> Dataset content
╔══
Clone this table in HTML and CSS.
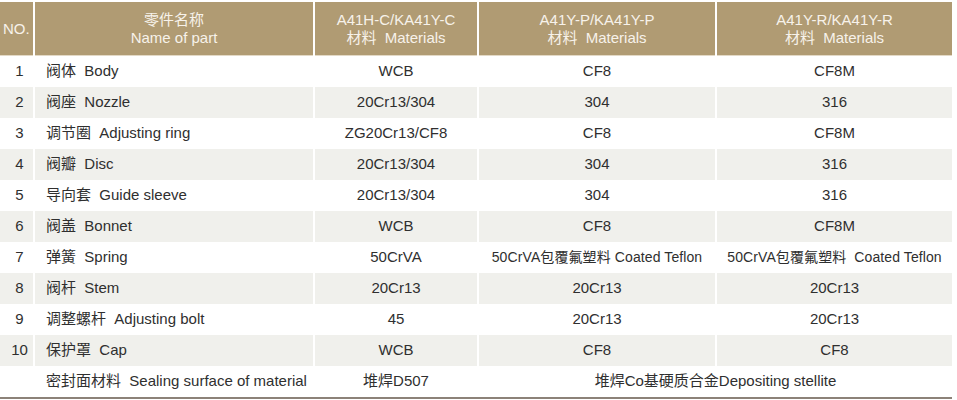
FILE: index.html
```html
<!DOCTYPE html>
<html>
<head>
<meta charset="utf-8">
<link rel="stylesheet" href="styles.css">
</head>
<body>
<table class="spec">
  <colgroup>
    <col class="c-no"><col class="c-name"><col class="c-a"><col class="c-b"><col class="c-c">
  </colgroup>
  <thead>
    <tr>
      <th class="no-h">NO.</th>
      <th>零件名称<br>Name of part</th>
      <th>A41H-C/KA41Y-C<br>材料&nbsp; Materials</th>
      <th>A41Y-P/KA41Y-P<br>材料&nbsp; Materials</th>
      <th>A41Y-R/KA41Y-R<br>材料&nbsp; Materials</th>
    </tr>
  </thead>
  <tbody>
    <tr><td class="no">1</td><td class="name">阀体&nbsp; Body</td><td>WCB</td><td>CF8</td><td>CF8M</td></tr>
    <tr class="alt"><td class="no">2</td><td class="name">阀座&nbsp; Nozzle</td><td>20Cr13/304</td><td>304</td><td>316</td></tr>
    <tr><td class="no">3</td><td class="name">调节圈&nbsp; Adjusting ring</td><td>ZG20Cr13/CF8</td><td>CF8</td><td>CF8M</td></tr>
    <tr class="alt"><td class="no">4</td><td class="name">阀瓣&nbsp; Disc</td><td>20Cr13/304</td><td>304</td><td>316</td></tr>
    <tr><td class="no">5</td><td class="name">导向套&nbsp; Guide sleeve</td><td>20Cr13/304</td><td>304</td><td>316</td></tr>
    <tr class="alt"><td class="no">6</td><td class="name">阀盖&nbsp; Bonnet</td><td>WCB</td><td>CF8</td><td>CF8M</td></tr>
    <tr><td class="no">7</td><td class="name">弹簧&nbsp; Spring</td><td>50CrVA</td><td class="narrow">50CrVA包覆氟塑料 Coated Teflon</td><td class="narrow">50CrVA包覆氟塑料&nbsp; Coated Teflon</td></tr>
    <tr class="alt"><td class="no">8</td><td class="name">阀杆&nbsp; Stem</td><td>20Cr13</td><td>20Cr13</td><td>20Cr13</td></tr>
    <tr><td class="no">9</td><td class="name">调整螺杆&nbsp; Adjusting bolt</td><td>45</td><td>20Cr13</td><td>20Cr13</td></tr>
    <tr class="alt"><td class="no">10</td><td class="name">保护罩&nbsp; Cap</td><td>WCB</td><td>CF8</td><td>CF8</td></tr>
    <tr class="last"><td class="no"></td><td class="name">密封面材料&nbsp; Sealing surface of material</td><td>堆焊D507</td><td colspan="2">堆焊Co基硬质合金Depositing stellite</td></tr>
  </tbody>
</table>
</body>
</html>
```
FILE: styles.css
```css
html, body {
  margin: 0;
  padding: 0;
  background: #ffffff;
}
body {
  padding-top: 2px;
  font-family: "Liberation Sans", Arial, "Noto Sans CJK SC", sans-serif;
  color: #2f2f2f;
}
.spec {
  width: 952px;
  border-collapse: collapse;
  table-layout: fixed;
}
.c-no { width: 34px; }
.c-name { width: 280px; }
.c-a { width: 164px; }
.c-b { width: 238px; }
.c-c { width: 236px; }

.spec th {
  background: #b09b73;
  color: #f7f2ea;
  font-weight: normal;
  font-size: 15px;
  line-height: 18px;
  height: 53px;
  padding: 0;
  text-align: center;
  vertical-align: middle;
  border-left: 2px solid #ffffff;
  border-bottom: 1px solid #e3d9c6;
}
.spec th.no-h {
  border-left: none;
  text-align: left;
  padding-left: 3px;
}
.spec td {
  height: 31px;
  padding: 0;
  box-sizing: border-box;
  font-size: 15px;
  line-height: 18px;
  text-align: center;
  vertical-align: middle;
  border-left: 2px solid #ffffff;
  white-space: nowrap;
}
.spec td.no {
  border-left: none;
  padding-left: 6px;
}
.spec td.name {
  text-align: left;
  padding-left: 11px;
}
.spec td.narrow {
  font-size: 14px;
  letter-spacing: 0.1px;
}
.spec tr.alt td {
  background: #f0f0ec;
}
.spec tr.last td {
  height: 32px;
  border-bottom: 2px solid #8c8278;
}
```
╚══
> Aim of the exercise
Repeat the material above verbatim. Leave the pictures behind.

> Expected answer
Clone this table in HTML and CSS.
FILE: index.html
```html
<!DOCTYPE html>
<html>
<head>
<meta charset="utf-8">
<link rel="stylesheet" href="styles.css">
</head>
<body>
<table class="spec">
  <colgroup>
    <col class="c-no"><col class="c-name"><col class="c-a"><col class="c-b"><col class="c-c">
  </colgroup>
  <thead>
    <tr>
      <th class="no-h">NO.</th>
      <th>零件名称<br>Name of part</th>
      <th>A41H-C/KA41Y-C<br>材料&nbsp; Materials</th>
      <th>A41Y-P/KA41Y-P<br>材料&nbsp; Materials</th>
      <th>A41Y-R/KA41Y-R<br>材料&nbsp; Materials</th>
    </tr>
  </thead>
  <tbody>
    <tr><td class="no">1</td><td class="name">阀体&nbsp; Body</td><td>WCB</td><td>CF8</td><td>CF8M</td></tr>
    <tr class="alt"><td class="no">2</td><td class="name">阀座&nbsp; Nozzle</td><td>20Cr13/304</td><td>304</td><td>316</td></tr>
    <tr><td class="no">3</td><td class="name">调节圈&nbsp; Adjusting ring</td><td>ZG20Cr13/CF8</td><td>CF8</td><td>CF8M</td></tr>
    <tr class="alt"><td class="no">4</td><td class="name">阀瓣&nbsp; Disc</td><td>20Cr13/304</td><td>304</td><td>316</td></tr>
    <tr><td class="no">5</td><td class="name">导向套&nbsp; Guide sleeve</td><td>20Cr13/304</td><td>304</td><td>316</td></tr>
    <tr class="alt"><td class="no">6</td><td class="name">阀盖&nbsp; Bonnet</td><td>WCB</td><td>CF8</td><td>CF8M</td></tr>
    <tr><td class="no">7</td><td class="name">弹簧&nbsp; Spring</td><td>50CrVA</td><td class="narrow">50CrVA包覆氟塑料 Coated Teflon</td><td class="narrow">50CrVA包覆氟塑料&nbsp; Coated Teflon</td></tr>
    <tr class="alt"><td class="no">8</td><td class="name">阀杆&nbsp; Stem</td><td>20Cr13</td><td>20Cr13</td><td>20Cr13</td></tr>
    <tr><td class="no">9</td><td class="name">调整螺杆&nbsp; Adjusting bolt</td><td>45</td><td>20Cr13</td><td>20Cr13</td></tr>
    <tr class="alt"><td class="no">10</td><td class="name">保护罩&nbsp; Cap</td><td>WCB</td><td>CF8</td><td>CF8</td></tr>
    <tr class="last"><td class="no"></td><td class="name">密封面材料&nbsp; Sealing surface of material</td><td>堆焊D507</td><td colspan="2">堆焊Co基硬质合金Depositing stellite</td></tr>
  </tbody>
</table>
</body>
</html>
```
FILE: styles.css
```css
html, body {
  margin: 0;
  padding: 0;
  background: #ffffff;
}
body {
  padding-top: 2px;
  font-family: "Liberation Sans", Arial, "Noto Sans CJK SC", sans-serif;
  color: #2f2f2f;
}
.spec {
  width: 952px;
  border-collapse: collapse;
  table-layout: fixed;
}
.c-no { width: 34px; }
.c-name { width: 280px; }
.c-a { width: 164px; }
.c-b { width: 238px; }
.c-c { width: 236px; }

.spec th {
  background: #b09b73;
  color: #f7f2ea;
  font-weight: normal;
  font-size: 15px;
  line-height: 18px;
  height: 53px;
  padding: 0;
  text-align: center;
  vertical-align: middle;
  border-left: 2px solid #ffffff;
  border-bottom: 1px solid #e3d9c6;
}
.spec th.no-h {
  border-left: none;
  text-align: left;
  padding-left: 3px;
}
.spec td {
  height: 31px;
  padding: 0;
  box-sizing: border-box;
  font-size: 15px;
  line-height: 18px;
  text-align: center;
  vertical-align: middle;
  border-left: 2px solid #ffffff;
  white-space: nowrap;
}
.spec td.no {
  border-left: none;
  padding-left: 6px;
}
.spec td.name {
  text-align: left;
  padding-left: 11px;
}
.spec td.narrow {
  font-size: 14px;
  letter-spacing: 0.1px;
}
.spec tr.alt td {
  background: #f0f0ec;
}
.spec tr.last td {
  height: 32px;
  border-bottom: 2px solid #8c8278;
}
```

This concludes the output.